Streptococcus iniae virulence is associated with a distinct genetic profile

Abstract

Streptococcus iniae causes meningoencephalitis and death in commercial fish species and has recently been identified as an emerging human pathogen producing fulminant soft tissue infection. As identified by pulsed-field gel electrophoresis (PFGE), strains causing disease in either fish or humans belong to a single clone, whereas isolates from nondiseased fish are genetically diverse. In this study, we used in vivo and in vitro models to examine the pathogenicity of disease-associated isolates. Strains with the clonal (disease-associated) PFGE profile were found to cause significant weight loss and bacteremia in a mouse model of subcutaneous infection. As little as 10(2) CFU of a disease-associated strain was sufficient to establish bacteremia, with higher inocula (10(7)) resulting in increased mortality.
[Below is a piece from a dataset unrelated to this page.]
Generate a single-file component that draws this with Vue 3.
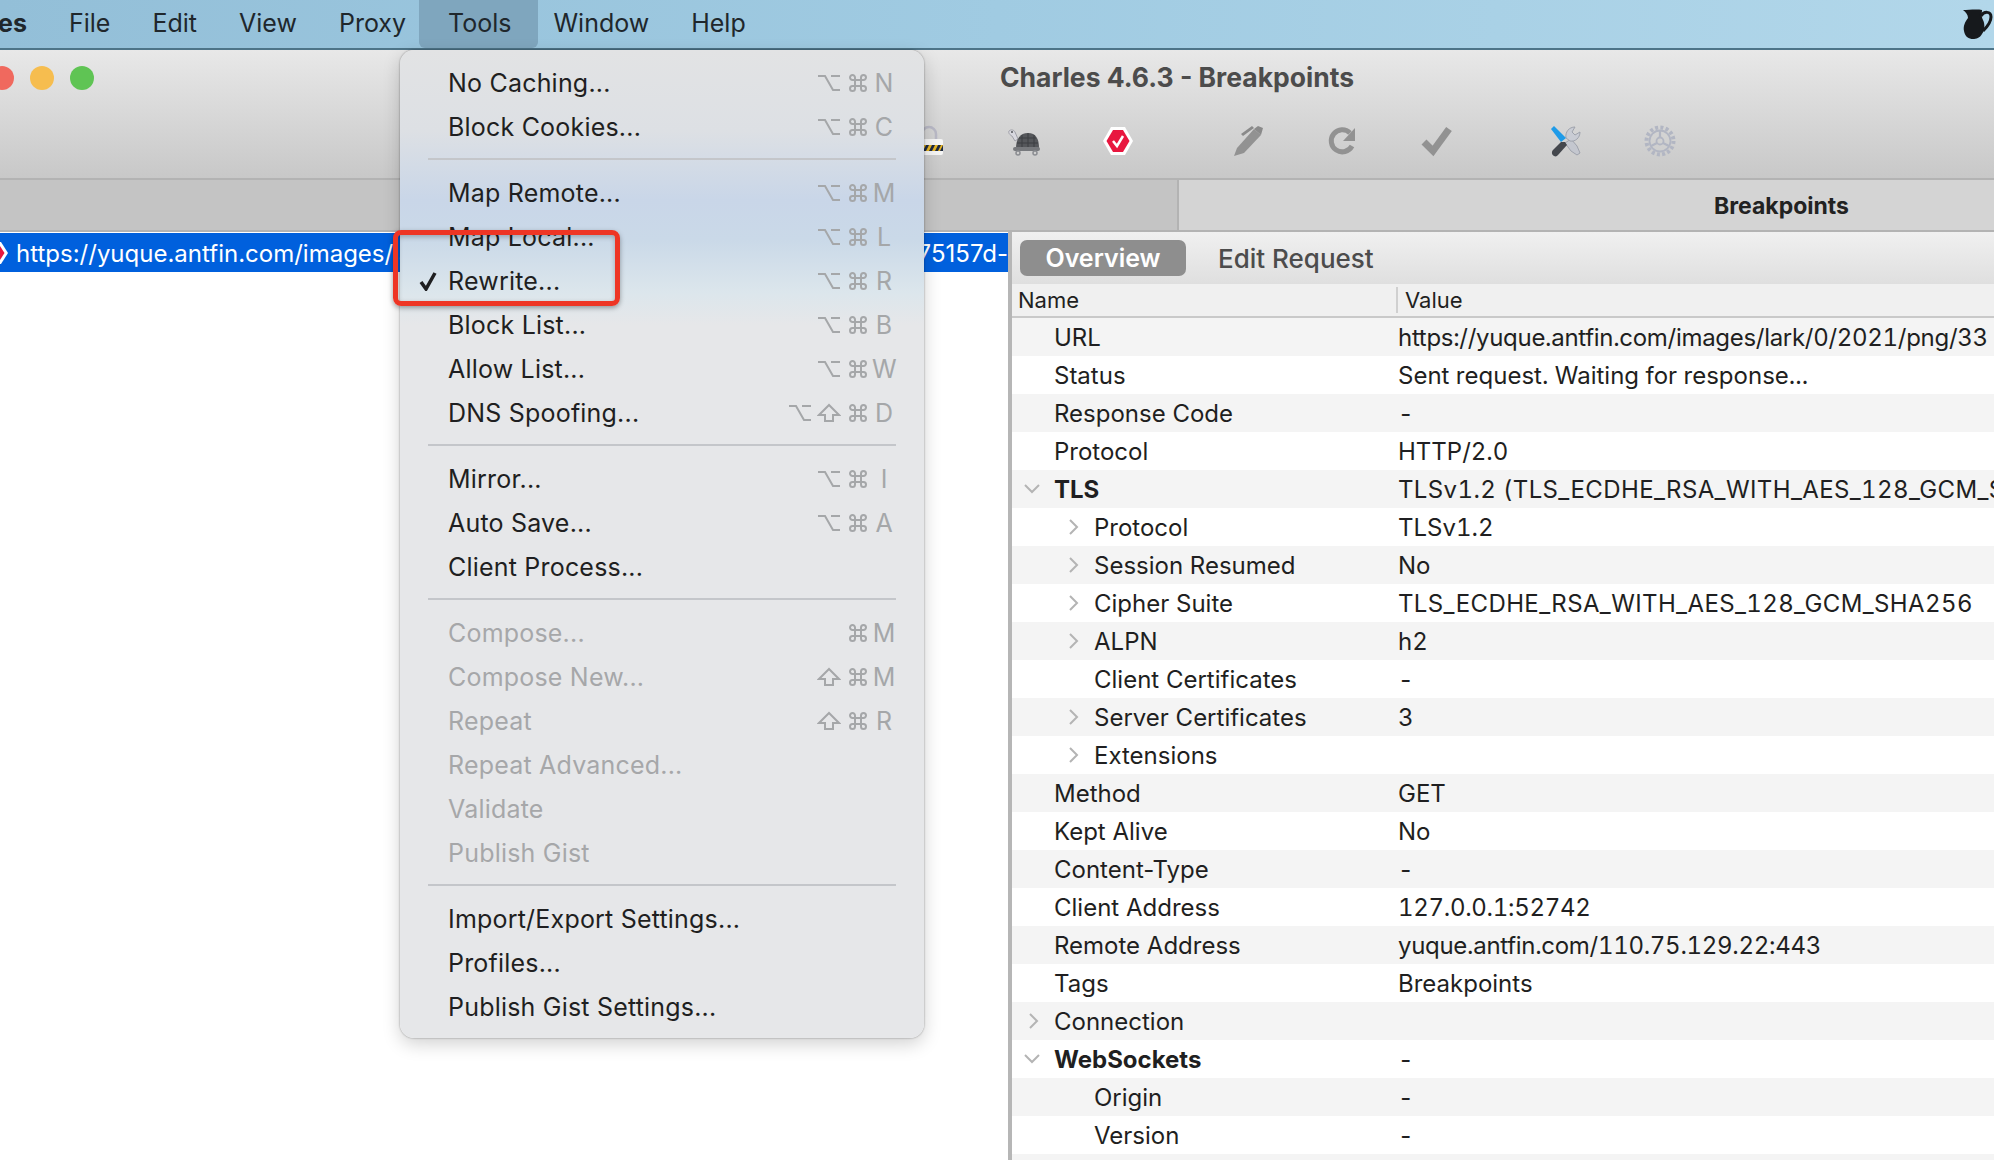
<script setup>
const menuItems = ['File', 'Edit', 'View', 'Proxy', 'Tools', 'Window', 'Help']

const toolGroups = [
  [
    { label: 'No Caching...', keys: ['opt', 'cmd'], key: 'N' },
    { label: 'Block Cookies...', keys: ['opt', 'cmd'], key: 'C' },
  ],
  [
    { label: 'Map Remote...', keys: ['opt', 'cmd'], key: 'M' },
    { label: 'Map Local...', keys: ['opt', 'cmd'], key: 'L' },
    { label: 'Rewrite...', keys: ['opt', 'cmd'], key: 'R', checked: true },
    { label: 'Block List...', keys: ['opt', 'cmd'], key: 'B' },
    { label: 'Allow List...', keys: ['opt', 'cmd'], key: 'W' },
    { label: 'DNS Spoofing...', keys: ['opt', 'shift', 'cmd'], key: 'D' },
  ],
  [
    { label: 'Mirror...', keys: ['opt', 'cmd'], key: 'I' },
    { label: 'Auto Save...', keys: ['opt', 'cmd'], key: 'A' },
    { label: 'Client Process...' },
  ],
  [
    { label: 'Compose...', keys: ['cmd'], key: 'M', disabled: true },
    { label: 'Compose New...', keys: ['shift', 'cmd'], key: 'M', disabled: true },
    { label: 'Repeat', keys: ['shift', 'cmd'], key: 'R', disabled: true },
    { label: 'Repeat Advanced...', disabled: true },
    { label: 'Validate', disabled: true },
    { label: 'Publish Gist', disabled: true },
  ],
  [
    { label: 'Import/Export Settings...' },
    { label: 'Profiles...' },
    { label: 'Publish Gist Settings...' },
  ],
]

const rows = [
  { name: 'URL', value: 'https://yuque.antfin.com/images/lark/0/2021/png/33', kind: 'digits' },
  { name: 'Status', value: 'Sent request. Waiting for response...' },
  { name: 'Response Code', value: '-' },
  { name: 'Protocol', value: 'HTTP/2.0' },
  { name: 'TLS', value: 'TLSv1.2 (TLS_ECDHE_RSA_WITH_AES_128_GCM_SHA256)', bold: true, open: true, kind: 'caps' },
  { name: 'Protocol', value: 'TLSv1.2', level: 1, closed: true },
  { name: 'Session Resumed', value: 'No', level: 1, closed: true },
  { name: 'Cipher Suite', value: 'TLS_ECDHE_RSA_WITH_AES_128_GCM_SHA256', level: 1, closed: true, kind: 'caps' },
  { name: 'ALPN', value: 'h2', level: 1, closed: true },
  { name: 'Client Certificates', value: '-', level: 1 },
  { name: 'Server Certificates', value: '3', level: 1, closed: true },
  { name: 'Extensions', value: '', level: 1, closed: true },
  { name: 'Method', value: 'GET' },
  { name: 'Kept Alive', value: 'No' },
  { name: 'Content-Type', value: '-' },
  { name: 'Client Address', value: '127.0.0.1:52742', kind: 'digits' },
  { name: 'Remote Address', value: 'yuque.antfin.com/110.75.129.22:443', kind: 'digits' },
  { name: 'Tags', value: 'Breakpoints' },
  { name: 'Connection', value: '', closed: true },
  { name: 'WebSockets', value: '-', bold: true, open: true },
  { name: 'Origin', value: '-', level: 1 },
  { name: 'Version', value: '-', level: 1 },
  { name: '', value: '' },
]
</script>

<template>
  <div class="screen">
    <header class="menubar">
      <span class="app-name">es</span>
      <span
        v-for="item in menuItems"
        :key="item"
        class="menubar-item"
        :class="{ 'menubar-item--open': item === 'Tools' }"
      >{{ item }}</span>
      <svg class="jug" viewBox="0 0 32 32" width="32" height="32">
        <path d="M1 2c5 0 14-1 19 0 0 3-1 6 1 10 2 4 2 10-1 14-2 4-6 5-9 5-4 0-8-2-9-8-1-5 1-9 4-13 0-3-2-6-5-8z" fill="#16191c" />
        <path d="M19 8c3-5 10-5 10 1 0 6-5 11-8 14" fill="none" stroke="#16191c" stroke-width="3" />
      </svg>
    </header>

    <div class="window">
      <div class="titlebar">
        <div class="lights">
          <i class="light light--red"></i>
          <i class="light light--yellow"></i>
          <i class="light light--green"></i>
        </div>
        <span class="title">Charles 4.6.3 - Breakpoints</span>
      </div>

      <div class="toolbar">
        <svg class="tool" viewBox="0 0 32 32">
          <path d="M8 16V9a7 7 0 0 1 14 0v7" fill="none" stroke="#b9b9c6" stroke-width="2.5" />
          <rect x="3" y="14" width="26" height="16" rx="2" fill="#f5f5f5" />
          <path d="M3 20h26v6H3z" fill="#1d2a44" />
          <path d="M6 26l3-6h3l-3 6zM12 26l3-6h3l-3 6zM18 26l3-6h3l-3 6zM24 26l3-6h2l-3 6z" fill="#e6b422" />
        </svg>
        <svg class="tool" viewBox="0 0 32 32">
          <path d="M1 6c2-2 5-1 6 1l3 7-3 2-3-5C2 10 0 8 1 6z" fill="#d8d8df" stroke="#a0a0a8" />
          <circle cx="4" cy="7" r="1" fill="#55575b" />
          <path d="M8 23c0-9 4-15 12-15s11 6 11 15z" fill="#55575b" />
          <path d="M14 10v13M20 8v15M26 10v13M9 18h21M11 13h17" stroke="#3d3f42" stroke-width="1" fill="none" />
          <rect x="5" y="22" width="27" height="4" rx="2" fill="#77797d" />
          <circle cx="10" cy="28" r="2" fill="none" stroke="#8b8d92" stroke-width="1.5" />
          <circle cx="27" cy="28" r="2" fill="none" stroke="#8b8d92" stroke-width="1.5" />
        </svg>
        <svg class="tool" viewBox="0 0 32 32">
          <path d="M9 2h14l8 14-8 14H9L1 16z" fill="#fff" />
          <path d="M11 5h10l6.500 11-6.500 11H11L4.500 16z" fill="#e8173f" />
          <path d="M11 16l4 5 6-10" fill="none" stroke="#fff" stroke-width="2.5" />
        </svg>
        <svg class="tool tool--group" viewBox="0 0 32 32">
          <path d="M1 31l3-8L21 4l7 6-17 18z" fill="#929292" />
          <path d="M21 4l4-3 5 2-2 7zM8 9L19 1l2 2L10 11z" fill="#8a8a8a" />
        </svg>
        <svg class="tool" viewBox="0 0 32 32">
          <path d="M25 21a11 11 0 1 1-2-13" fill="none" stroke="#929292" stroke-width="5" />
          <path d="M28 3v13H16z" fill="#929292" />
        </svg>
        <svg class="tool" viewBox="0 0 32 32">
          <path d="M3 17l9 9L28 4" fill="none" stroke="#929292" stroke-width="7" />
        </svg>
        <svg class="tool tool--group tool--tools" viewBox="0 0 32 32">
          <path d="M21 14L27 21l3 7-3 2-6-4-6-8z" fill="#c4c7cf" stroke="#9fa3ad" />
          <path d="M16 13c-1-6 3-11 9-11l-3 5 3 3 5-3c0 6-5 10-10 9z" fill="#c9ccd4" stroke="#9fa3ad" />
          <path d="M11 17l5-4-12-12-3 3z" fill="#1f9be8" />
          <path d="M11 17L3 25c-2 2-1 5 1 6 2 1 3 0 4-1l9-10-2-3z" fill="#44474d" />
        </svg>
        <svg class="tool" viewBox="0 0 32 32">
          <g fill="none" stroke="#b2b6c3">
            <circle cx="16" cy="16" r="13.500" stroke-width="4" stroke-dasharray="3 2.300" />
            <circle cx="16" cy="16" r="10.500" stroke-width="1.800" />
            <circle cx="16" cy="16" r="3.500" stroke-width="1.800" />
            <path d="M16 6v6M7 21l6-3M25 21l-6-3" stroke-width="2.200" />
          </g>
        </svg>
      </div>
    </div>

    <div class="tabs">
      <div class="tab tab--blank"></div>
      <div class="tab tab--active">Breakpoints</div>
    </div>

    <div class="content">
      <section class="requests">
        <div class="request">
          <svg class="request-icon" viewBox="0 0 10 24" width="10" height="24">
            <path d="M0 1h1l7 11-7 11H0z" fill="#fff" />
            <path d="M0 5l4.500 7L0 19z" fill="#e8173f" />
          </svg>
          <span class="request-url">https://yuque.antfin.com/images/lark/0/2021/png/33</span>
          <span class="request-end">75157d-</span>
        </div>
      </section>

      <section class="details">
        <div class="detail-tabs">
          <span class="pill">Overview</span>
          <span class="detail-tab">Edit Request</span>
        </div>
        <div class="table-head">
          <span class="col-name">Name</span>
          <span class="col-value">Value</span>
        </div>
        <div
          v-for="(row, i) in rows"
          :key="i"
          class="row"
          :class="{ 'row--odd': i % 2 === 0, 'row--bold': row.bold }"
        >
          <div class="row-name" :class="{ 'row-name--nested': row.level }">
            <svg v-if="row.open" class="chevron chevron--open" viewBox="0 0 16 10" width="16" height="10">
              <path d="M1 1l7 7 7-7" />
            </svg>
            <svg v-if="row.closed" class="chevron" viewBox="0 0 10 16" width="10" height="16">
              <path d="M1 1l7 7-7 7" />
            </svg>
            <span>{{ row.name }}</span>
          </div>
          <div class="row-value" :class="row.kind && `row-value--${row.kind}`">{{ row.value }}</div>
        </div>
      </section>
    </div>

    <nav class="dropdown">
      <template v-for="(group, g) in toolGroups" :key="g">
        <hr v-if="g > 0" class="separator" />
        <div
          v-for="entry in group"
          :key="entry.label"
          class="entry"
          :class="{ 'entry--disabled': entry.disabled }"
        >
          <svg v-if="entry.checked" class="check" viewBox="0 0 20 20" width="20" height="20">
            <path d="M3 11l5 7L17 2" fill="none" stroke="#1f1f21" stroke-width="3.500" />
          </svg>
          <span class="entry-label">{{ entry.label }}</span>
          <span v-if="entry.key" class="shortcut">
            <span v-for="k in entry.keys" :key="k" class="glyph">
              <svg v-if="k === 'opt'" viewBox="0 0 22 18" width="22" height="18">
                <path d="M0 2h7l8 14h7M13 2h9" />
              </svg>
              <svg v-else-if="k === 'shift'" viewBox="0 0 24 20" width="24" height="20">
                <path d="M12 2L2 12h6v6h8v-6h6z" />
              </svg>
              <svg v-else viewBox="0 0 20 20" width="20" height="20">
                <path d="M7 7V4.500A2.500 2.500 0 1 0 4.500 7H15.500A2.500 2.500 0 1 0 13 4.500V15.500A2.500 2.500 0 1 0 15.500 13H4.500A2.500 2.500 0 1 0 7 15.500z" />
              </svg>
            </span>
            <span class="letter">{{ entry.key }}</span>
          </span>
        </div>
      </template>
    </nav>

    <div class="callout"></div>
  </div>
</template>

<style scoped>
.screen {
  position: relative;
  width: 1994px;
  height: 1160px;
  overflow: hidden;
  display: flex;
  flex-direction: column;
  background: #fff;
  font-family: Inter, "Noto Sans", "Liberation Sans", sans-serif;
  color: #1f1f21;
}

.menubar {
  height: 48px;
  flex: none;
  display: flex;
  align-items: stretch;
  background: linear-gradient(90deg, #93bfd8, #a0cbe2 50%, #b2d7ea);
  border-bottom: 2px solid #4d7488;
  font-size: 25px;
  color: #20272c;
}

.app-name {
  width: 50px;
  margin-left: -2px;
  line-height: 46px;
  font-weight: 700;
}

.menubar-item {
  padding: 0 21px;
  line-height: 46px;
}

.menubar-item--open {
  background: #7fa6be;
  border-radius: 0 0 6px 6px;
  padding: 0 27px 0 29px;
  margin: 0 -6px 0 -8px;
}

.jug {
  margin: 8px 0 0 auto;
}

.window {
  flex: none;
  height: 128px;
  display: flex;
  flex-direction: column;
  background: linear-gradient(180deg, #e8e8e8, #c8c8c8);
  border-bottom: 2px solid #b3b3b3;
}

.titlebar {
  position: relative;
  height: 54px;
  display: flex;
  align-items: center;
  justify-content: center;
  padding-left: 360px;
}

.lights {
  position: absolute;
  left: -10px;
  top: 16px;
  display: flex;
  gap: 16px;
}

.light {
  width: 24px;
  height: 24px;
  border-radius: 50%;
}

.light--red { background: #f0695e; }
.light--yellow { background: #f6bd4f; }
.light--green { background: #5fc454; }

.title {
  font-size: 26.5px;
  font-weight: 700;
  color: #4c4c4c;
}

.toolbar {
  display: flex;
  align-items: center;
  gap: 62px;
  height: 64px;
  padding: 5px 0 0 914px;
}

.tool {
  flex: none;
  width: 32px;
  height: 32px;
}

.tool--group {
  margin-left: 37px;
}

.tool--tools {
  margin-left: 35px;
}

.tabs {
  flex: none;
  display: flex;
  height: 50px;
  border-bottom: 2px solid #b3b3b3;
}

.tab--blank {
  width: 1177px;
  background: #c4c4c4;
  border-right: 2px solid #b3b3b3;
}

.tab--active {
  flex: 1;
  display: flex;
  align-items: center;
  justify-content: center;
  padding: 2px 0 0 390px;
  background: #d4d4d4;
  font-size: 23px;
  font-weight: 700;
  color: #222;
}

.content {
  flex: 1;
  min-height: 0;
  display: flex;
}

.requests {
  width: 1008px;
  flex: none;
  padding-top: 1px;
  border-right: 4px solid #b6b6b6;
}

.request {
  height: 39px;
  box-sizing: border-box;
  padding-top: 2px;
  display: flex;
  align-items: center;
  overflow: hidden;
  background: #0060dd;
  color: #fff;
  font-size: 24px;
  white-space: nowrap;
}

.request-icon {
  flex: none;
  margin: -2px 6px 0 0;
}

.request-url {
  flex: 1;
  min-width: 0;
  overflow: hidden;
}

.details {
  flex: 1;
  min-width: 0;
  overflow: hidden;
  font-size: 24px;
}

.detail-tabs {
  height: 52px;
  display: flex;
  align-items: center;
  padding: 0 0 0 8px;
  background: linear-gradient(180deg, #f0f0f0, #dfdfdf);
}

.pill {
  width: 166px;
  height: 36px;
  display: flex;
  align-items: center;
  justify-content: center;
  background: #8e8e8e;
  border-radius: 7px;
  color: #fff;
  font-weight: 600;
  font-size: 25px;
}

.detail-tab {
  margin-left: 32px;
  font-size: 26px;
  font-weight: 500;
  color: #4c4c4c;
}

.table-head {
  height: 32px;
  display: flex;
  align-items: center;
  background: #f0f0f0;
  border-bottom: 2px solid #c9c9c9;
  font-size: 22px;
}

.col-name {
  width: 384px;
  box-sizing: border-box;
  padding-left: 6px;
}

.col-value {
  flex: 1;
  padding-left: 7px;
  border-left: 2px solid #d0d0d0;
}

.row {
  height: 38px;
  display: flex;
  align-items: center;
  white-space: nowrap;
}

.row--odd {
  background: #f4f4f4;
}

.row-name {
  position: relative;
  width: 386px;
  box-sizing: border-box;
  flex: none;
  padding-left: 42px;
}

.row-name--nested {
  padding-left: 82px;
}

.row--bold .row-name {
  font-weight: 700;
}

.row-value {
  overflow: hidden;
  font-variant-numeric: tabular-nums;
}

.row-value--digits {
  letter-spacing: -0.3px;
}

.row-value--caps {
  letter-spacing: 0.38px;
}

.chevron {
  position: absolute;
  left: 17px;
  top: 50%;
  transform: translateY(-50%);
  fill: none;
  stroke: #b4b4b4;
  stroke-width: 2;
}

.chevron--open {
  left: 12px;
}

.row-name--nested .chevron {
  left: 57px;
}

.dropdown {
  position: absolute;
  left: 400px;
  top: 50px;
  width: 524px;
  height: 988px;
  box-sizing: border-box;
  padding: 11px 0 9px;
  border-radius: 14px;
  background: linear-gradient(180deg, #e2e3e4 0, #dde0e4 80px, #c9d6e8 150px, #cad9e8 190px, #dce6ec 243px, #e6e7e9 275px, #e6e7e9 100%);
  box-shadow: 0 0 2px rgba(0, 0, 0, 0.45), 0 6px 18px rgba(0, 0, 0, 0.18);
  font-size: 25px;
}

.separator {
  height: 2px;
  margin: 9px 28px 11px;
  border: 0;
  background: #c4c6ca;
}

.entry {
  position: relative;
  height: 44px;
  display: flex;
  align-items: center;
  padding-left: 48px;
  letter-spacing: 0.2px;
}

.entry--disabled {
  color: #a6a7a9;
}

.check {
  position: absolute;
  left: 18px;
  top: 12px;
}

.shortcut {
  position: absolute;
  left: 385px;
  top: 0;
  height: 44px;
  width: 111px;
  display: flex;
  align-items: center;
  justify-content: flex-end;
  color: #a5a7a9;
  letter-spacing: 0;
}

.glyph {
  width: 29px;
  display: flex;
  align-items: center;
  justify-content: center;
}

.glyph svg {
  fill: none;
  stroke: #a5a7a9;
  stroke-width: 2;
}

.letter {
  width: 24px;
  text-align: center;
}

.callout {
  position: absolute;
  left: 393px;
  top: 230px;
  width: 227px;
  height: 76px;
  box-sizing: border-box;
  border: 5px solid #ee3524;
  border-radius: 8px;
  box-shadow: 0 2px 5px rgba(0, 0, 0, 0.35), inset 0 2px 5px rgba(0, 0, 0, 0.25);
}
</style>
In contrast, non-disease-associated (commensal) strains failed to cause bacteremia and weight loss, even at inocula of 10(8) CFU. In addition, disease-associated strains were more resistant to phagocytic clearance in a human whole blood killing assay compared to commensal strains, which were almost entirely eradicated. Disease-associated strains were also cytotoxic to human endothelial cells as measured by lactate dehydrogenase release from host cells. However, both disease-associated and commensal strains adhered to and invaded cultured human epithelial and endothelial cells equally well. While cellular invasion may still contribute to the pathogenesis of invasive S. iniae disease, resistance to phagocytic clearance and direct cytotoxicity appear to be discriminating virulence attributes of the disease-associated clone.

FIG. 1

Weight change observed in hairless, female mice 72 h after subcutaneous injection with disease-associated (shaded bars) and commensal (open bars) strains of S. iniae. Bars represent median weight gain ± range. ∗, significantly different (P < 0.005) from weight change in the Cytodex control group as calculated by the Wilcoxon signed-rank test.

FIG. 2

Resistance to phagocytosis of S. iniae strains in whole blood. Bars indicate the percentage of viable organisms relative to initial inoculum (100%) remaining after 1.5 h of rotation in fresh human blood. The results represent the mean ± SD for disease-associated (shaded bars) and commensal (open bars) strains.

FIG. 3

Injury to BMEC monolayers exposed to disease-associated (9117) and commensal (9066) strains of S. iniae (5.0 × 10⁸ CFU) for 3 h in comparison to the cytolytic GBS strain A909 (5.0 × 10⁷ CFU). The higher inoculum used for S. iniae was required in order to obtain equivalent results. Bars indicate the mean LDH released, ± SD, relative to total LDH released from lysed monolayers.

FIG. 4

Electron micrograph of HEp-2 epithelial cells exposed to disease-associated S. iniae strain 9117 illustrating streptococci internalized within a membrane-bound vesicle.

FIG. 5

Invasion of HEp-2 epithelial cells by S. iniae disease-associated strain 9117 in the presence of the actin polymerization inhibitor cytochalasin D (CD). Bars indicate the mean level of invasion ± SD at increasing concentrations of inhibitor.

FIG. 6

BMEC adherence (shaded bars) and invasion (open bars) by disease-associated (9117) and commensal (9066) strains of S. iniae in comparison to the invasive GBS strain COH1. Bars indicate the mean adherence/invasion, ± SD, relative to the initial inoculum.